A group of twenty odd students is gathered around the statue of James Meredith, unfurling an Ole Miss banner, taking Meredith by the hand. Marketing Senior Camila Velasquez is the organizer for the Latin American Student Organization.
"Today we are supporting Meredith because we are absolutely in shock about what happened on Sunday. So we as an organization, as a minority organization reject what happened on Sunday," Velasquez says.
Students, staff and faculty are reacting with disgust and anger at the latest incident that once again returns the university to an unflattering national spotlight. A stone’s throw away, inside the Lyceum – the university’s storied administrative building that still bears the gun shot holes from the race riot in 1962 – Donald Cole is visibly upset. Now the chancellor’s assistant for multicultural affairs, he was himself among the early group of black students to attend Ole Miss in 1970. To Cole the statue is sacred.
”But somehow it seemed as if we were struck in the heart. As if a death blow -- and it hurts.”

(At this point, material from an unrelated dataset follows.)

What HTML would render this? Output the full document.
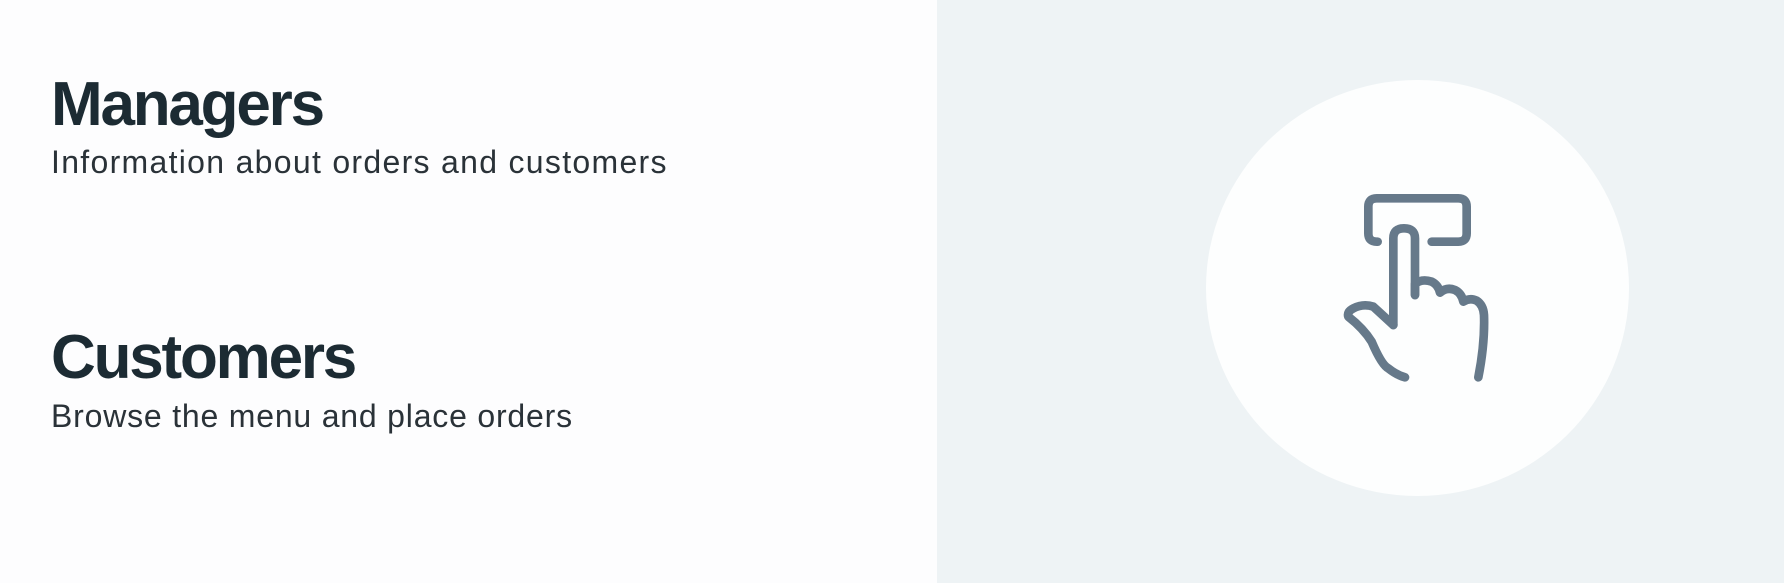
<!DOCTYPE html>
<html><head><style>
html,body{margin:0;padding:0;}
body{width:1784px;height:583px;position:relative;overflow:hidden;background:#fdfdfe;font-family:"Liberation Sans",sans-serif;color:#1c2b33;}
.right{position:absolute;left:937px;top:0;width:847px;height:583px;background:#eef3f5;}
.circle{position:absolute;left:1206px;top:80px;width:423px;height:416px;border-radius:50%;background:#fdfefe;}
.h{position:absolute;left:51px;font-weight:bold;font-size:62px;letter-spacing:-2.2px;transform-origin:left top;white-space:nowrap;}
.s{position:absolute;left:51px;font-size:32px;letter-spacing:1.3px;white-space:nowrap;color:#2a3238;}
</style></head><body>
<div class="h" style="top:69px;">Managers</div>
<div class="s" style="top:144px;">Information about orders and customers</div>
<div class="h" style="top:322px;">Customers</div>
<div class="s" style="top:398px;letter-spacing:0.8px;">Browse the menu and place orders</div>
<div class="right"></div>
<div class="circle"></div>
<svg style="position:absolute;left:1200px;top:60px" width="450" height="450" viewBox="0 0 1350 1350" fill="none" stroke="#66798a" stroke-width="26" stroke-linecap="round" stroke-linejoin="round">
<path d="M533 545 H530 Q505 545 505 520 V440 Q505 415 530 415 H775 Q800 415 800 440 V520 Q800 545 775 545 H695"/>
<path d="M580 795 V535 Q580 505 612 505 Q645 505 645 535 V705"/>
<path d="M645 705 V672 Q665 655 695 665 Q715 675 720 698 Q740 680 765 690 Q785 700 790 725 Q810 712 830 722 Q850 735 852 765 Q855 850 835 952"/>
<path d="M580 795 L520 740 Q490 730 460 745 Q440 755 445 770 Q490 805 515 845 Q545 915 565 925 Q590 945 615 952"/>
</svg>
</body></html>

Meanwhile the FBI is on campus, helping with the investigation, trying to determine if a hate crime was committed. On Monday, the university announced a $25,000 reward for information leading to an arrest. University Police Chief Calvin Sellers says tips have been pouring in:
"I think we’re getting close. We’re getting a good many tips. And we may have had a name or two mentioned by more than one person so that brings that one to the top a little more.”
More student events are planned this week to present a united front against bigotry.
In answer someone has already placed a long-stemmed rose at the statue’s feet.
Sandra Knispel, MPB News Oxford.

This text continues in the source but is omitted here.